Norman Blake – Nashville Blues cover album

Spesso mi ripetevo che l’unica cosa certa circa il prossimo nuovo disco di Norman Blake sarebbe stata, se fosse uscito per l’etichetta Rounder, il numero di catalogo, 0188, proseguendo in una frivola (o forse no) tradizione pitagorica ormai consolidata (c/o The Rising Fawn String Ensemble, 0122; Full Moon On The Farm, 0144; Original Underground Music From The Mysterious South, 0166). Così è stato, ma le certezze si sono fermate a questo punto.
Nashville Blues sembra un lavoro la cui ispirazione sia rimasta ibernata per quattro/cinque anni ignorando totalmente le ultime esperienze ed albums tanto coraggiosi quanto accolti dalla critica schierata su due fronti estremi. Undicesima prova nella carriera dell’artista, persa per strada almeno la metà dell’Ensemble, recuperato qualche vecchio amico (Charlie Collins, James Bryan), il disco segna il ritorno di Blake verso la pura tradizione sud-orientale, al suono prodotto da una string band quantitativamente essenziale, alla chitarra solista usata con parsimonia per sottolineare passaggi suggeriti o lasciati a mezz’aria dalla voce, a testi autografi (una ballata e una canzone) che potrebbero benissimo risalire all’epopea dei primi LPs.

Nell’intera discografia di Blake Nashville Blues è forse l’album dove le parti vocali hanno più rilievo e fanno da perno intorno a cui ruota tutto quanto. Basta dare un’occhiata ai titoli, ancora prima di porgere orecchio ai solchi, per accorgersi che la riproposta di una qualsiasi inflazionata Streamlined Cannonbal o Nobody’s Business richiede un’enorme dose di mestiere, moltissima arte ed un amore infinito per non cadere nella più bieca imitazione e nella banalità. Le basi di partenza si chiamano Clarence Ashley, Alton e Rabon Delmore, ed una moltitudine di musicisti anonimi; l’ostacolo da superare è Doc Watson, quello acustico della North Carolina.
L’operazione riesce a meraviglia. A molti brani tradizionali è riservato un trattamento cui non erano abituati, e non eravamo abituati, da tempo: strumenti al posto giusto nel momento giusto, perfetto amalgama sonoro, soprattutto nessun stravolgimento da velleità modernistiche (per quest’ultimo aspetto il test è rappresentato da My Name Is Morgan, fedelissima, originale e rara riedizione della Bill Morgan & His Gal incisa nel 1931 da Buster Carter e Preston Young).

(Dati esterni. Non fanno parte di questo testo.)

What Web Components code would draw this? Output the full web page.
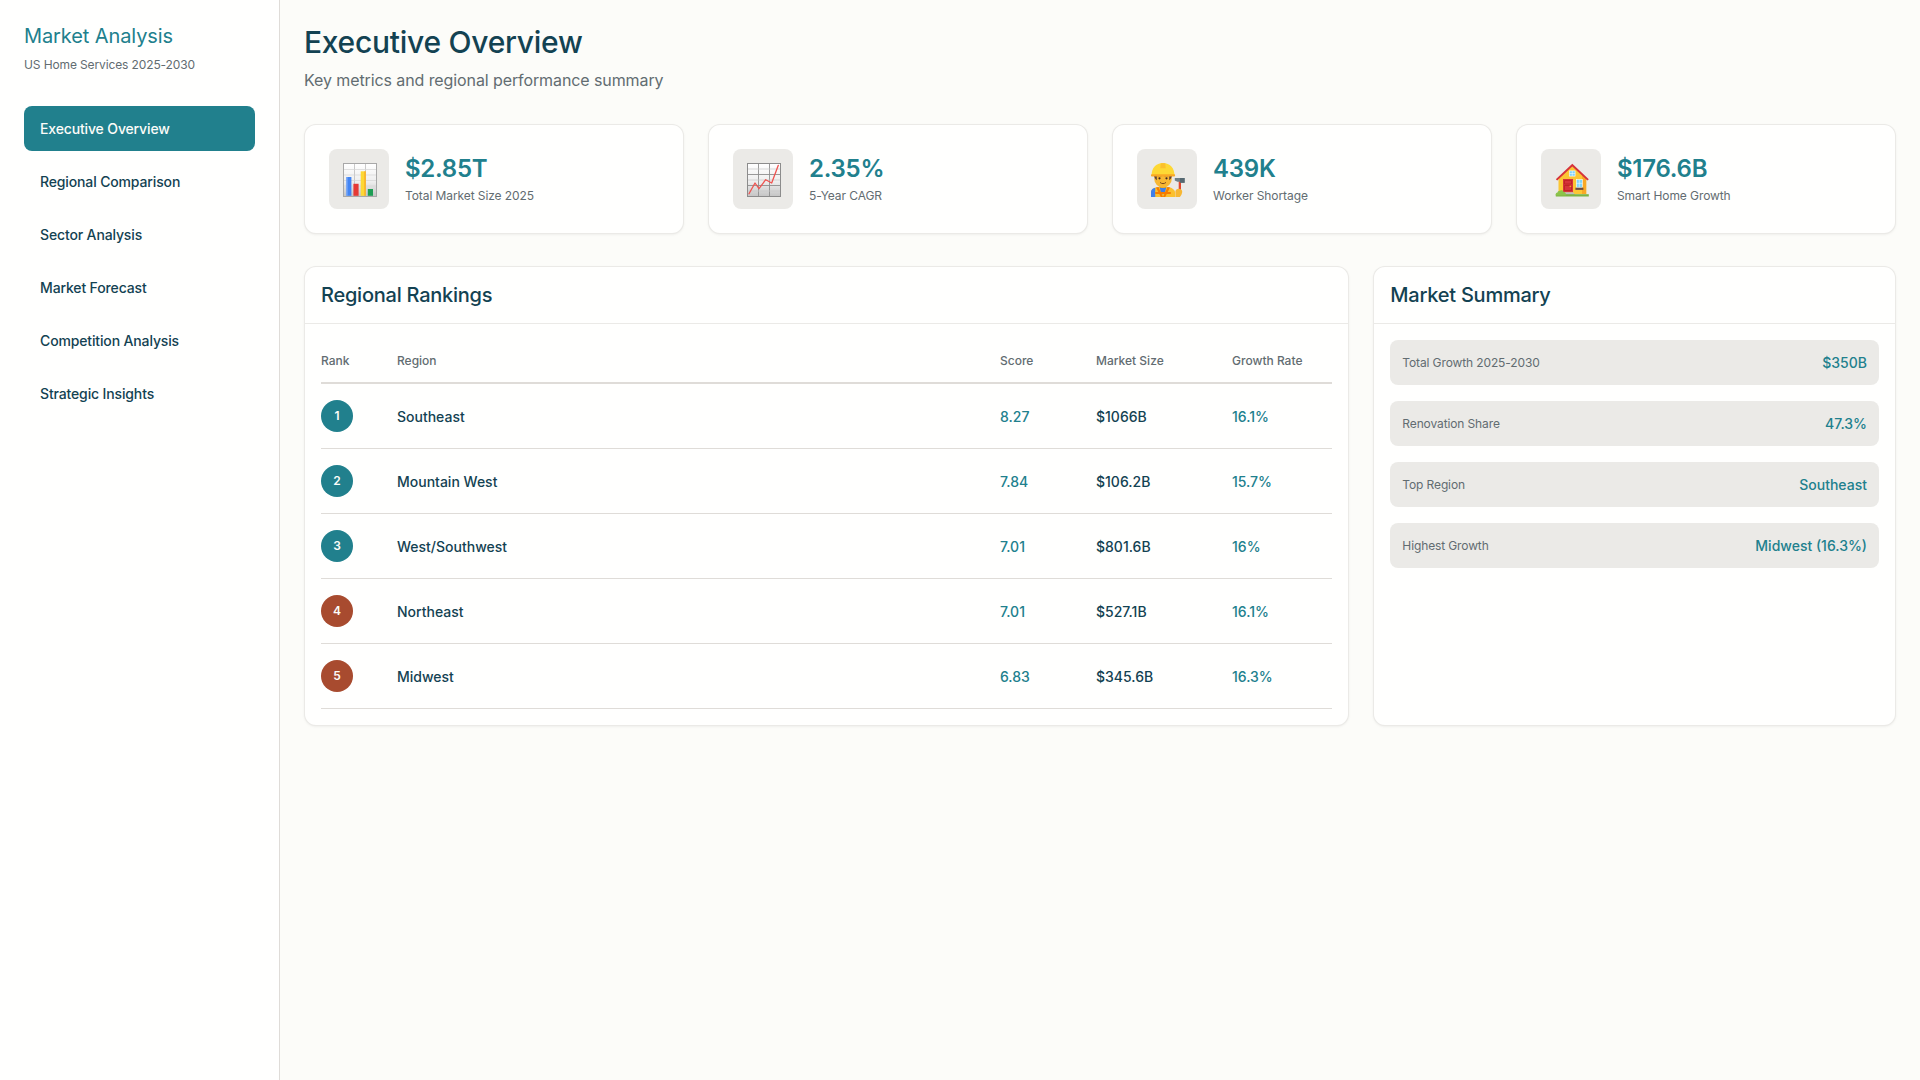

Il suono del gruppo, presente in svariate combinazioni, compreso un banjo tenore nelle mani del campione di lungo corso Mick Moloney, rappresenta una grossa novità: non più raffinato e in punta di piedi, ma schietto e vigoroso, decisamente più naturale. Non si è passati certo, brevi manu, dall”otm da salotto’ alla gigioneria dei violinisti georgiani, ma ad una via di mezzo, ad una perfetta sintesi che non può che giovare ad un lavoro del genere.
Nashville Blues – senza ombra di dubbio un ponte ideale appena gettato tra Home Again di Watson e Church Street Blues di Tony Rice – si rivelerà una gigantesca (anche se probabilmente momentanea) delusione per i nuovi amanti dell”original underground music’, ma certamente riempirà di gioia coloro che credevano di aver perso per sempre il Blake musicista alle prese con una tradizione viva e alla luce del sole.